God knows what you all see in America. I see war and devastation. The fucking pilgrims leaving England ’cause there wasn’t enough law and rigidity there, coming here hating all ideas, thought, questioning; the Quakers and the Pilgrims fighting it out with the money people in NYC and Washington and we’re the result. Great. Don’t think just kill ’em all. This country has already been through its empire and hasn’t even started to think. What I see here is a big black hole; no wonder everyone’s thirsting for religion: thirst is thirst; they hate the Arabs ’cause the Arabs are cultured.
Kathy Acker in gorgeous full-rant-mode from I’m very into you. It’s a collection of correspondence between Acker and McKenzie Wark between 1995-1996. It makes me want to immerse myself more deeply into both writers’ work. I read a lot of Acker in my late twenties, but haven’t done more than dipped into Wark’s writing.

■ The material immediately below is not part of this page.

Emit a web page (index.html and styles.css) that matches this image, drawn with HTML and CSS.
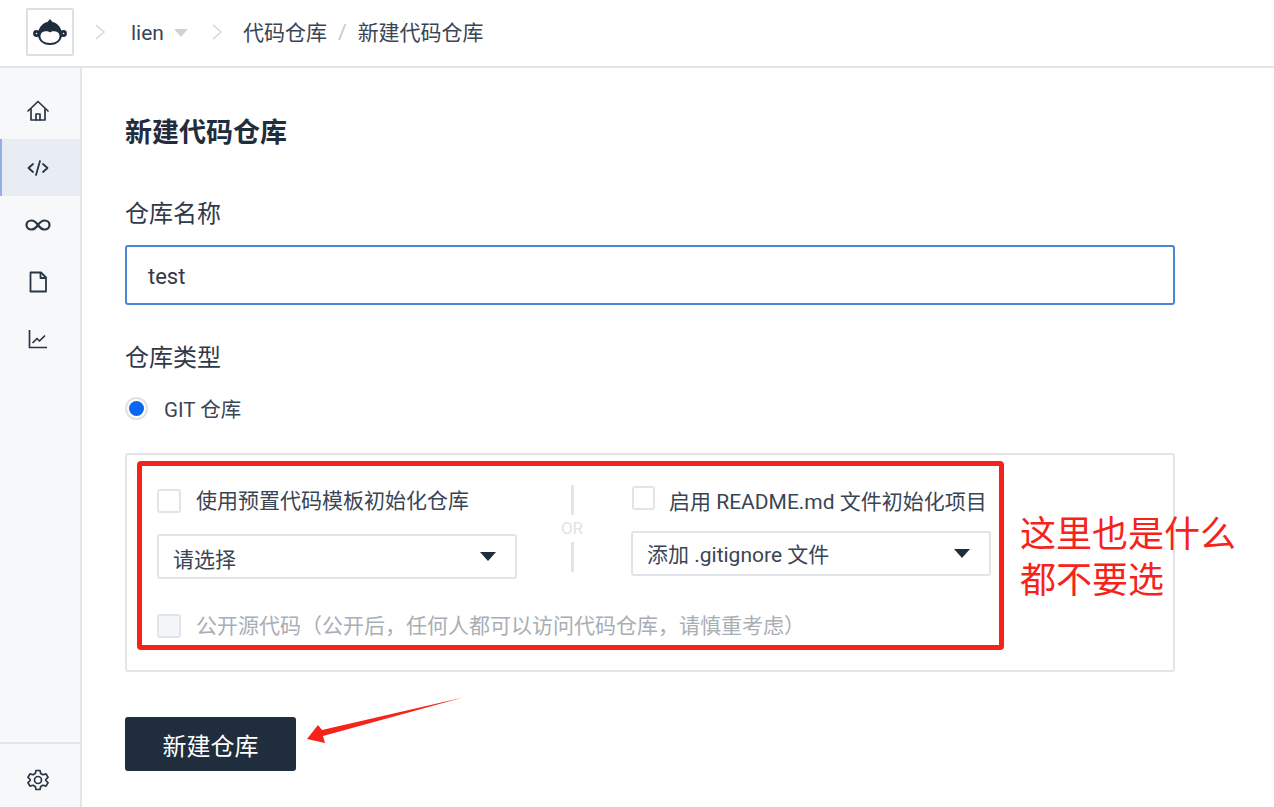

There are rules to Insomnia. The second rule of Insomnia is: You don’t talk about Insomnia. I made that up, but there are psychological games insomniacs play, superstitions that go with the disorder. Talking about insomnia when you are going through a period of undisturbed sleep is perilous, it might trigger that very disorder you dread. At the edges of chronic insomnia are bouts of subjective insomnia, when you are so accustomed to not sleeping that you experience sleep state misperception. In that case you sleep for normal durations but perceive that you have slept poorly. Our psychic integrity is fragile.
This morning at 2:30am I sought literary intervention for a bout of insomnia. It’s been a while since I’ve struggled with night awakening but I’m going through some changes rating way up in the thirties or forties on that Holmes and Rahe Stress Scale.
Early this morning I settled down with Jacques Lacan’s framework of the imaginary and symbolic in psychic life. Lacan argues that in the territory of the symbolic, we recall our “imaginary” existence as what he terms “body-in-pieces” or a fragmented assemblage of body parts.Furthermore the “I” that a child recognises in a mirror is experienced as a fiction. Rather than having the normal soporific effect that Lacan induces, this sent me back to the shelves to Beckett and Kathy Acker, the latter on my mind after a Twitter conversation with Kate Zambreno.
These are very 2am thoughts so bear with me, but I’m thinking about the way we alternate between the “I” we perceive, the fictional “I” we create, and our fragmentary pasts that are primarily fiction. It seems that this is precisely what Acker and Beckett explore repeatedly through fictional characters and their analogous stories. Their characters, a series of autobiographical personas, are caught between a wish to confess and a need for privacy. Much of the potency of their writing lies in the tension of trying to write their way out of the work.
My copy of Chris Kraus’ I Love Dick is full of scribbles and underlining, flecked with coloured markers, sections I will now transfer to my notebook. These are mostly in the second part. I enjoyed the first part of the novel but it didn’t feel as remarkable as the second. Soon into the second part my pulse quickened and I read to the end in a frenzy.
Apart from a couple of brief conversations on Twitter I have avoided the pre-text to I Love Dick so read it as fictionalised memoir and essay. Kathy Acker’s influence is palpable, and in turn the influence on Zambreno’s brilliant Heroines. I Love Dick is fifteen years old but “men still ruin women’s lives” and the book will stay relevant until that no longer remains the norm.
The second half of this book blew the top of my head off. Its extended pieces of art criticism are simply brilliant. Although informed by theory, it is not a deeply allusive novel, and stands alone as a serious piece of literature, one using the epistolary form, which I normally avoid but in this case is the only form possible for this particular narrative.
I’ll be thinking a lot more about this book, sitting as it does neatly with Heroines but also with my reading of Cixous. Let me leave behind a small number of the shorter pieces I underlined.
I think our story is performative philosophy.
Who gets to speak and why is the only question.
Men still ruin women’s lives.
To be female still means being trapped within the purely psychological. No matter how dispassionate or large a vision of the world a woman formulates, whenever it includes her own experience and emotion, the telescope’s turned back on her. Because emotion’s just so terrifying the world refuses to believe that it can be pursued as discipline, as form.
There’s not enough female irrepressibility written down.
I think the sheer fact of women talking, being, paradoxical, inexplicable, flip, self-destructive but above all else public is the most revolutionary thing in the world. I could be twenty years too late but epiphanies don’t always synchronise with style.
What happens between women now is the most interesting thing in the world because it’s least described.